Explanation of Solution

The images formed by a plane mirror are upright and virtual and for point objects, the object and the image are equidistant from the mirror and lie on the same normal line. Depending on the location of the object, a concave mirror can form either real or virtual images and the images can be larger or smaller than the object. The images formed by a convex mirror are upright, virtual, smaller than the object and closer to the mirror than the object.

In part (a), it is found that the image is smaller in height than the object and it is given that the image is virtual. Also the image is upright and closer to the mirror than the object. This implies the used mirror is convex.

(c)

To determine

The focal length and the radius of curvature of the mirror.

Answer to Problem 79P

The focal length of the mirror is $-7.1\text{ cm}$ and the radius of curvature is $14\text{ cm}$ .

Explanation of Solution

Write the mirror equation.

  $\frac{1}{p}+\frac{1}{q}=\frac{1}{f}$

Here,$f$ is the focal length of the mirror.

Rewrite the above equation for $f$ .

  $f={\left(\frac{1}{p}+\frac{1}{q}\right)}^{-1}$

Put equation (III) in the above equation.

  $\begin{array}{c}f={\left(\frac{-h^{\prime }}{hq}+\frac{1}{q}\right)}^{-1}\\ =q\left(1-\frac{-h^{\prime }}{h}\right)\end{array}$                                                                                                (IV)
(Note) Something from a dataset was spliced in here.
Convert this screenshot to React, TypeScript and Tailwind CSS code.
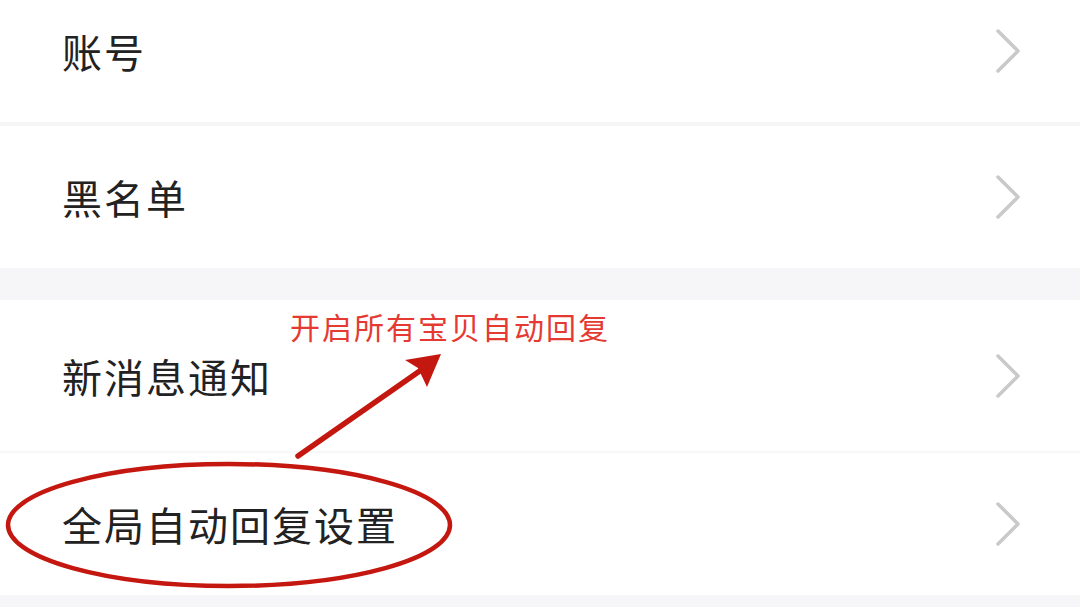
import { Fragment } from 'react';

const font = { fontFamily: '"Noto Sans CJK SC", "Noto Sans", sans-serif' };

function Chevron() {
  return (
    <svg width="26" height="46" viewBox="0 0 26 46" fill="none" className="shrink-0">
      <polyline
        points="3,3 23,23 3,43"
        stroke="#c9c9c9"
        strokeWidth="3.5"
        strokeLinecap="round"
        strokeLinejoin="round"
      />
    </svg>
  );
}

function Row({ label, height }: { label: string; height: string }) {
  return (
    <div className={`flex items-center justify-between bg-white pl-[62px] pr-[59px] ${height}`}>
      <span className="text-[40px] leading-none text-[#222222] tracking-[2px]">{label}</span>
      <Chevron />
    </div>
  );
}

export default function App() {
  return (
    <div className="relative h-[607px] w-[1080px] overflow-hidden bg-[#f6f6f8]" style={font}>
      {/* 第一组 */}
      <div className="-mt-[20px] flex flex-col">
        <Row label="账号" height="h-[142px]" />
        <div className="h-[4px] bg-[#f5f5f6]" />
        <Row label="黑名单" height="h-[142px]" />
      </div>

      <div className="h-[32px] bg-[#f6f6f8]" />

      {/* 第二组 */}
      <div className="flex flex-col">
        <Row label="新消息通知" height="h-[151px]" />
        <div className="h-[2px] bg-[#f8f8f9]" />
        <Row label="全局自动回复设置" height="h-[142px]" />
      </div>

      {/* 标注 */}
      <span className="absolute left-[290px] top-[306px] text-[30px] leading-[40px] tracking-[2px] text-[#e53a32]">
        开启所有宝贝自动回复
      </span>
      <svg className="pointer-events-none absolute inset-0" width="1080" height="607" viewBox="0 0 1080 607">
        <ellipse cx="229" cy="525" rx="221" ry="61" fill="none" stroke="#c4170f" strokeWidth="4.5" />
        <line x1="298" y1="456" x2="424" y2="368" stroke="#c4170f" strokeWidth="5.5" strokeLinecap="round" />
        <polygon points="441,354 405,360 418,368 427,387" fill="#c4170f" />
      </svg>
    </div>
  );
}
Write the equation for the radius of curvature .

  $R=\left|2f\right|$                                                                                                              (V)

Here, $R$ is the radius of curvature.

Conclusion:

Substitute $-4.0\text{ cm}$ for $q$ , $3.5\text{ cm}$ for $h^{\prime }$ and $8.0\text{ cm}$ for $h$  in equation (IV) to find $f$ .

  $\begin{array}{l}f=\left(-4.0\text{ cm}\right)\left(1-\frac{3.5\text{ cm}}{8.0\text{ cm}}\right)\\ =-7.1\text{ cm}\end{array}$

Substitute $-7.1\text{ cm}$ for $f$ in equation (V) to find $R$ .

  $\begin{array}{c}R=\left|2\left(-7.1\text{ cm}\right)\right|\\ =14\text{ cm}\end{array}$

Therefore, the focal length of the mirror is $-7.1\text{ cm}$ and the radius of curvature is $14\text{ cm}$ .